Vous avez réussi à intégrer, à travers l’enseignement, le principe de la finance islamique. Où en est-on ?

Effectivement, j’ai conduit un certain nombre d’actions en ce sens, en lien notamment avec la Tunisie. J’ai contribué à créer Dauphine Tunis il y a dix ans, qui compte aujourd’hui près de 400 étudiants. C’est une très belle réalisation. Depuis, nous avons créé Dauphine Londres, Dauphine Madrid, et l’année dernière, Dauphine Casablanca.

Pour ce qui est de la finance islamique, nous l’avons intégrée à un moment où Christine Lagarde était ministre des Finances et où la France voulait se positionner sur ce thème. Et j’avais été chargé de rédiger un rapport dans lequel nous soulignons les opportunités assez extraordinaires, qui avait été très bien reçu par Christine Lagarde. Mais après, il est clair qu’il y a eu comme certaines « frilosités ».

J’ai toujours essayé d’être cohérent dans mon action : notre rapport soulignait les opportunités de la finance islamique et la nécessité pour la France de prendre de l’avance sur ce sujet, notamment en y préparant les étudiants. Je sentais que Bercy y était favorable. C’est la raison pour laquelle j’ai créé une formation de finance islamique.

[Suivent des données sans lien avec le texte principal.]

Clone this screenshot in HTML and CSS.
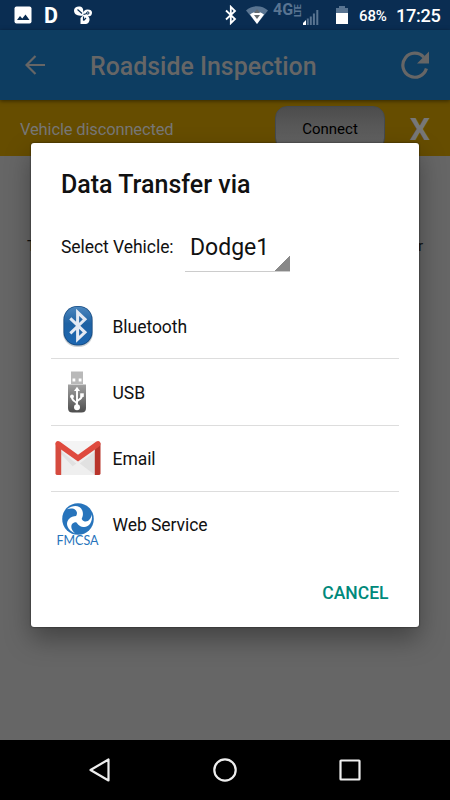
FILE: index.html
```html
<!DOCTYPE html>
<html lang="en">
<head>
	<meta charset="UTF-8">
	<title>Roadside Inspection</title>
	<link rel="stylesheet" href="styles.css">
</head>
<body>
	<div class="phone">
		<div class="status">
			<svg class="s-photo" width="18" height="18" viewBox="0 0 18 18">
				<rect x="0.500" y="0.500" width="17" height="17" rx="2" fill="#fff"/>
				<path d="M3 14l3-4 2.300 2.400L11.500 8.500l4 5.500z" fill="#0a2d52"/>
			</svg>
			<span class="s-d">D</span>
			<svg class="s-fan" width="18" height="18" viewBox="0 0 18 18">
				<path d="M9 9.500C3 10.500 0 8 0 4.500 0 1 4-.3 7 .8 9.500 2 9.500 5 9 8c0-3 2-4.500 4.500-4.500 4 0 5 2 4.300 4.500-.8 2.500-2.500 2-3.800 2.500 1.500 1 1.800 2.500 1.300 4.500-.6 2.500-2.500 3-5 3H6.500v-6z" fill="#fff"/>
				<path d="M3.500 3.500l4.500 4M9.500 8.500l3.500-1M9.500 10.500v4M9.500 14.500l2.500-2.500" stroke="#0a2d52" stroke-width="1.200" fill="none"/>
				<circle cx="13.800" cy="7" r="1.200" fill="none" stroke="#0a2d52"/>
			</svg>
			<div class="fr">
				<svg class="s-bt" width="12" height="20" viewBox="0 0 12 20">
					<path d="M1 5.500l9 8.500-4.200 4.200V1.800L10 6l-9 8.500" fill="none" stroke="#fff" stroke-width="1.800"/>
				</svg>
				<svg class="s-wifi" width="22" height="18" viewBox="0 0 22 18">
					<path d="M0 4.500C6-1.200 16-1.200 22 4.500L11 18z" fill="#597491"/>
					<path d="M4 8.500c4-3.300 10-3.300 14 0L11 18z" fill="#fff"/>
					<path d="M8 7l3-4 3 4zM8 9h6l-3 4z" fill="#646b70"/>
				</svg>
				<span class="s-4g">4G</span>
				<span class="s-lte">LTE</span>
				<svg class="s-signal" width="16" height="16" viewBox="0 0 16 16">
					<path d="M0 16v-2l3-3v5z" fill="#fff"/>
					<path d="M3.800 16V9.500h2V16zM6.800 16V7.500h2V16zM9.900 16V4.500h2V16zM13.300 16V1h2v15z" fill="#597491"/>
				</svg>
				<svg class="s-battery" width="12" height="18" viewBox="0 0 12 18">
					<path d="M0 2h3V0h6v2h3v6H0z" fill="#597491"/>
					<path d="M0 7h12v11H0z" fill="#fff"/>
				</svg>
				<span class="s-percent">68%</span>
				<span class="s-time">17:25</span>
			</div>
		</div>

		<div class="toolbar">
			<svg class="back" width="20" height="20" viewBox="0 0 20 20">
				<path d="M20 10H1.500M10.500 1L1.500 10l9 9" fill="none" stroke="#666" stroke-width="2.200"/>
			</svg>
			<h1>Roadside Inspection</h1>
			<svg class="refresh" width="28" height="28" viewBox="0 0 28 28">
				<path d="M22.800 6.200A12 12 0 1 0 25.400 17.500" fill="none" stroke="#666" stroke-width="3.200"/>
				<path d="M28 .5v12H16z" fill="#666"/>
			</svg>
		</div>

		<div class="notice">
			<span class="notice-text">Vehicle disconnected</span>
			<div class="connect">Connect</div>
			<span class="close">X</span>
		</div>

		<div class="content">
			<span>T</span>
			<span>r</span>
		</div>

		<div class="nav">
			<svg width="26" height="26" viewBox="0 0 26 26">
				<path d="M21.500 2.500v21L3.500 13z"/>
			</svg>
			<svg width="26" height="26" viewBox="0 0 26 26">
				<circle cx="13" cy="13" r="10.700"/>
			</svg>
			<svg width="26" height="26" viewBox="0 0 26 26">
				<rect x="3.500" y="3.500" width="19" height="19" rx="0.500"/>
			</svg>
		</div>

		<div class="dialog">
			<h2>Data Transfer via</h2>
			<div class="vehicle">
				<span class="label">Select Vehicle:</span>
				<div class="spinner">Dodge1</div>
			</div>
			<ul class="list">
				<li>
					<span class="icon">
						<svg width="32" height="44" viewBox="0 0 32 44">
							<defs>
								<linearGradient id="btblue" x1="0" y1="0" x2="0" y2="1">
									<stop offset="0" stop-color="#4b86bd"/>
									<stop offset="0.450" stop-color="#1f62a3"/>
									<stop offset="1" stop-color="#1c67b2"/>
								</linearGradient>
							</defs>
							<rect x="1" y="3" width="30" height="40" rx="14" fill="#a9b0b8" opacity="0.600"/>
							<rect x="1.500" y="2" width="29" height="39.500" rx="13.500" fill="#174d85"/>
							<rect x="2.300" y="2.800" width="27.400" height="37.600" rx="12.800" fill="url(#btblue)"/>
							<path d="M8.300 14.300l14.700 14-7.400 7V8.300l7.400 7-14.700 14" fill="none" stroke="#e4eaf3" stroke-width="3"/>
						</svg>
					</span>
					<span class="name">Bluetooth</span>
				</li>
				<li>
					<span class="icon usb">
						<svg width="20" height="42" viewBox="0 0 20 42">
							<defs>
								<linearGradient id="usbgray" x1="0" y1="0" x2="0" y2="1">
									<stop offset="0" stop-color="#a2a2a2"/>
									<stop offset="1" stop-color="#4d4d4d"/>
								</linearGradient>
							</defs>
							<rect x="4" y="0.500" width="12" height="12.500" fill="#b9b9b9"/>
							<path d="M5.500 7.500h2.800v3H5.500zM11.700 7.500h2.800v3h-2.800z" fill="#fff"/>
							<path d="M1 13.500h18v23.500q0 4.500-4.500 4.500h-9Q1 41.500 1 37z" fill="url(#usbgray)"/>
							<path d="M10 36V19M10 33.500c0-4-5-2-5-7.500M10 31.500c0-4 5-1.500 5-7.500" fill="none" stroke="#fff" stroke-width="1.900"/>
							<path d="M7 20l3-4.200 3 4.200z" fill="#fff"/>
							<circle cx="10" cy="36.300" r="3" fill="#fff"/>
							<circle cx="5" cy="25.500" r="1.900" fill="#fff"/>
							<rect x="13.200" y="22.300" width="3.600" height="3.600" fill="#fff"/>
						</svg>
					</span>
					<span class="name">USB</span>
				</li>
				<li>
					<span class="icon">
						<svg width="46" height="36" viewBox="0 0 46 36">
							<path d="M3 1h40v34H3z" fill="#eee"/>
							<path d="M6 11l17 14L43 9v26H26L6 14z" fill="#e1e1e1"/>
							<path d="M6 35l16-12 1.500-.5L40 35z" fill="#efefef"/>
							<path d="M3 1h40L23 15z" fill="#f4f4f4"/>
							<path d="M.5 3v30.500Q.5 35 2.500 35H6.200V9.500z" fill="#d54b3f"/>
							<path d="M45.500 3v30.500q0 1.500-2 1.500h-3.700V9.500z" fill="#b8342b"/>
							<path d="M.5 3.500C.5 1 3 .2 5 1.700L23 14.800 41 1.700c2-1.500 4.500-.7 4.500 1.800q0 2-2 3.500L23 21.500 2.500 7q-2-1.500-2-3.500z" fill="#df4a3e"/>
						</svg>
					</span>
					<span class="name">Email</span>
				</li>
				<li>
					<span class="icon fmcsa">
						<svg width="32" height="32" viewBox="0 0 32 32">
							<circle cx="16" cy="16" r="15.800" fill="#2774bc"/>
							<g fill="#fff">
								<path id="blade" d="M18.500 17.500C20.500 14.500 21.800 11.500 20.300 7.500 18.300 2.500 11.500 1.300 5 6.300 9 4.800 13.800 5.500 14.800 9c.8 3-1.300 4.500-2.800 7z"/>
								<use href="#blade" transform="rotate(120 16 16)"/>
								<use href="#blade" transform="rotate(240 16 16)"/>
							</g>
						</svg>
						<b>FMCSA</b>
					</span>
					<span class="name">Web Service</span>
				</li>
			</ul>
			<div class="cancel">CANCEL</div>
		</div>
	</div>
</body>
</html>
```
FILE: styles.css
```css
* {
	margin: 0;
	padding: 0;
	box-sizing: border-box;
}
body {
	font-family: Roboto, "Liberation Sans", sans-serif;
	background-color: #666;
}
svg {
	display: block;
	flex: none;
}
.phone {
	position: relative;
	width: 450px;
	height: 800px;
	overflow: hidden;
	display: flex;
	flex-direction: column;
}

/* status bar */
.status {
	height: 30px;
	padding: 0 10px 0 14px;
	display: flex;
	align-items: center;
	background-color: #0a2d52;
	color: #fff;
	white-space: nowrap;
}
.s-d {
	width: 15px;
	margin-left: 12px;
	padding-top: 1px;
	font-size: 21.5px;
	font-weight: 700;
	line-height: 29px;
}
.s-fan {
	margin-left: 15px;
}
.fr {
	margin-left: auto;
	display: flex;
	align-items: center;
}
.s-wifi {
	margin-left: 9px;
}
.s-4g {
	width: 21px;
	height: 22px;
	margin-left: 5px;
	font-size: 16px;
	line-height: 12px;
	font-weight: 700;
	color: #597491;
}
.s-lte {
	width: 8px;
	height: 22px;
	padding-top: 9px;
	font-size: 9px;
	line-height: 8px;
	font-weight: 700;
	letter-spacing: -0.8px;
	writing-mode: vertical-rl;
	transform: rotate(180deg);
	color: #597491;
}
.s-signal {
	margin: 3px 0 0 1px;
}
.s-battery {
	margin-left: 17px;
}
.s-percent {
	width: 28px;
	margin-left: 11px;
	padding-top: 2px;
	font-size: 15px;
	font-weight: 500;
	letter-spacing: -0.1px;
}
.s-time {
	width: 44px;
	margin-left: 9px;
	padding-top: 1px;
	font-size: 18.2px;
	font-weight: 500;
	letter-spacing: -0.3px;
}

/* toolbar */
.toolbar {
	position: relative;
	height: 70px;
	padding: 0 21px 0 25px;
	display: flex;
	align-items: center;
	background-color: #0d3d61;
	box-shadow: 0 1px 4px rgba(0, 0, 0, .5);
	color: #666;
}
.toolbar h1 {
	margin: 2px 0 0 45px;
	font-size: 24.9px;
	font-weight: 500;
	white-space: nowrap;
}
.refresh {
	margin-left: auto;
	margin-top: -1px;
}

.notice {
	height: 56px;
	padding: 6px 20px 0 20px;
	display: flex;
	background-color: #664d00;
}
.notice-text {
	width: 255px;
	font-size: 16.5px;
	letter-spacing: -0.15px;
	line-height: 47px;
	color: #777;
}
.connect {
	width: 110px;
	height: 44px;
	border: 1px solid #444a50;
	border-radius: 12px;
	background: linear-gradient(#4c4c4c, #666);
	font-size: 15px;
	line-height: 44px;
	text-align: center;
	color: #000;
}
.close {
	margin-left: auto;
	font-size: 32px;
	font-weight: 700;
	line-height: 46px;
	color: #777;
}
.content {
	flex: 1;
	padding: 81px 27px 0;
	display: flex;
	justify-content: space-between;
	font-size: 15px;
	color: #111;
}

/* system buttons */
.nav {
	height: 60px;
	display: flex;
	justify-content: center;
	align-items: center;
	gap: 99px;
	background-color: #000;
}
.nav svg {
	fill: none;
	stroke: #eee;
	stroke-width: 2.2;
	stroke-linejoin: round;
}

/* dialog */
.dialog {
	position: absolute;
	left: 31px;
	top: 143px;
	width: 387.5px;
	height: 484px;
	padding: 25px 20px 0;
	border-radius: 3px;
	background-color: #fff;
	box-shadow: 0 12px 26px rgba(0, 0, 0, .35), 0 0 2px rgba(0, 0, 0, .7);
	color: #111;
}
.dialog h2 {
	padding-left: 10px;
	font-size: 25px;
	font-weight: 500;
	line-height: 33px;
}
.vehicle {
	height: 50px;
	margin-top: 21px;
	padding-left: 10px;
	display: flex;
}
.vehicle .label {
	width: 124px;
	font-size: 17.5px;
	letter-spacing: -0.05px;
	line-height: 50px;
}
.spinner {
	width: 105px;
	height: 50px;
	padding-left: 5px;
	border-bottom: 1px solid #ccc;
	background: linear-gradient(135deg, transparent 50%, #888 50%) right bottom / 15px 15px no-repeat;
	font-size: 23px;
	line-height: 51px;
}
.list {
	margin-top: 21px;
	list-style: none;
}
.list li {
	height: 66.3px;
	display: flex;
	align-items: center;
	border-bottom: 1.5px solid #ddd;
	font-size: 17.5px;
	letter-spacing: -0.05px;
}
.list li:last-child {
	border-bottom: 0;
}
.icon {
	width: 53px;
	margin-right: 8.5px;
	display: flex;
	flex-direction: column;
	align-items: center;
}
.usb {
	padding-right: 2px;
}
.name {
	padding-top: 2px;
}
.list li:last-child .name {
	padding-top: 0;
}
.fmcsa b {
	height: 12px;
	font-family: Lato, sans-serif;
	font-size: 12.5px;
	font-weight: 400;
	letter-spacing: 0;
	line-height: 12px;
	color: #2774bc;
}
.cancel {
	margin-top: 25px;
	padding-right: 10px;
	text-align: right;
	font-size: 17.5px;
	font-weight: 500;
	color: #00897b;
}
```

Cette formation existe toujours à l’heure actuelle. Elle forme des étudiants qui se placent un peu partout, en Angleterre, dans les pays du Golfe et même, pour certains en France. Elle a essaimé, puisqu’à Tunis, nous avons également formé en finance islamique les cadres de la Banque centrale qui devaient travailler sur la rédaction d’une loi dédiée. Dans une certaine mesure, je peux dire que nous avons été acteur de la réflexion sur le sujet. C’est un domaine, effectivement, dans lequel Dauphine a des compétences.